Selanjutnya pada tahun 1912, diterbitkan karyanya yang berjudul Ueber Ressentiment und moralisches Werturteil (Tentang Resentimen dan Putusan Nilai Moral). Pada tahun 1913, kembali terbit karyanya yang dipandang sebagai ajaran filosofis tentang manusia berjudul Wesen und Formen der Sympathie (Hakikat dan Bentuk-bentuk Simpati).
Pada tahun yang sama Scheler juga menerbitkan bukunya mengenai konfrontasi pendiriannya dalam bidang etika dengan etika Kant yang bejudul Der Formalismus in der Ethik und die materiale Wertethik (Formalisme dalam Etika dan Etika-Nilai yang Bersifat Material).
Pada tahun 1916, Scheler mengalami pertobatan dan kembali ke Gereja Katolik. Di dalam hidup pertobatannya, pada tahun 1921, Scheler menghasilkan karya yang dipengaruhi oleh Katolik mengenai filsafat agama, yaitu Vom Ewigen im Menschen (Tentang yang Abadi dalam Diri Manusia). Pada tahun 1922, terjadi peristiwa yang dramatis dalam kehidupan Scheler, untuk kedua kalinya ia kembali meninggalkan Gereja Katolik.[2] Hal itu disebabkan karena pernikahannya yang baru dan beberapa alasain lain seperti alasan dogmatis yang kurang disenanginya.
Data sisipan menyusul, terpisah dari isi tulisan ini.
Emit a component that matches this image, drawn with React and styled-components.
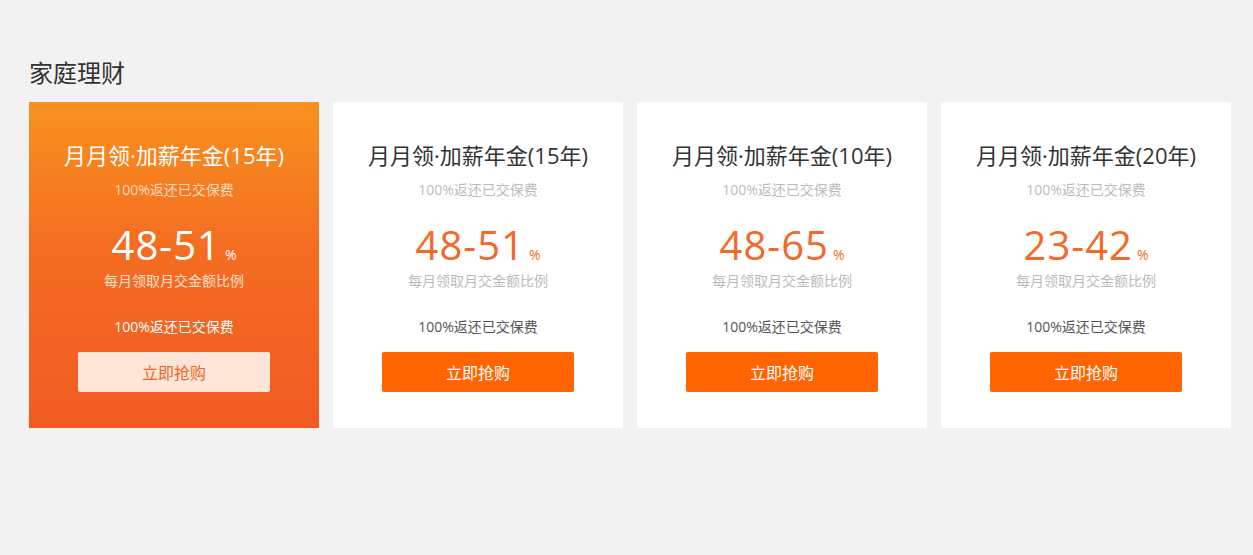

Setelah meninggalkan Gereja Katolik untuk yang kedua kali, terjadi keretakan dalam filsafatnya dan pemikirannya berkembang menjadi panteisme dalam bidang agama. Sebelum meninggal, pada tahun 1928, ia menerbitkan bukunya yang berjudul Die Stellung des Menschen im Kosmos (Kedudukan Manusia dalam Kosmos). Di dalam buku tersebut, sangat terlihat posisi barunya dalam bidang agama maupun filsafat.
Pengaruh Fenomenologi
Dalam bidang fenomenologi, Edmund Husserl dan Franz Brentano adalah orang yang mempengaruhi pemikiran Scheler. Franz Brentano mempengaruhi Scheler dengan teori intensionalitasnya dan Husserl dengan konsep kesadaran yang sudah selalu mengarah pada suatu objek. Dalam pemikiran fenomenologinya, Husserl berpandangan bahwa filsafat harus bertolak dari yang menyatakan diri (fenomena) dalam kesadaran. Manusia harus memperhatikan kekhasan atau keunikan yang sedang menampakan diri tersebut. Setiap pandangan, prinsip, teori atau hal lainnya tidak boleh mendistorsi pandangan seseorang terhadap fenomena yang nampak di depannya.Â
Seseorang harus berhati-hati, tidak boleh cepat mengambil keputusan dan memperhatikan dengan seksama fenomen tersebut. Scheler adalah salah satu yang belajar menghindari hal-hal yang dikemukakan oleh Husserl. Namun berbeda dengan fenomenologi Husserl yang menekankan aspek kognitif, Scheler lebih menekankan aspek afektif-emosional. Bagi Scheler perasaan itu tidak terus subjektif. Akan tetapi, perasaan yang bersifat intensional terhadap nilai itu bersifat apriori dan objektif.
Etika Nilai
Bila kita mempertanyakan apakah fokus dari filsafat Scheler? Maka jawabannya adalah etika. Penekanan etikanya ada pada nilai. Etika bagi Scheler adalah tentang nilai.[3] Nilai-nilai itu material[4] dan apriori[5]. Bukunya Der Formalismus in der Ethik und die Materiale Wetethik, Neuer Versuch der Grundlegung eines ethischem Personalismus (Formalisme dalam Etika dan Etika Nilai Material, 1913) memuat etika nilai yang dikenal sampai saat ini.Â
Scheler mau memperlihatkan bahwa moralitas perbuatan manusia itu tidak tergantung pada si manusianya namun pada nilai-nilai objektif yang berlaku. Ia beranggapan bahwa manusia tidak menciptakan nilai-nilai melainkan menemukannya.[6] Nilai itu tetap ada, meskipun manusia tidak mengetahuinya. Dalam bukunya tersebut Scheler mengembangkan teorinya tentang nilai untuk mengkritik etika deontologis Immanuel Kant. Di bab awal bukunya Formalisme dalam Etika dan Etika Nilai Material, Scheler menuliskan :
Before I come to the discussion of Kant's erroneous identification of goods with values and his opinion that values are to be viewed as abstracted from goods, I would like to point out that from the outset he correctly rejects all ethics of goods and purposes as having false bases. I intend to demonstrate this separately for ethics of goods and for ethics of purposes.[7]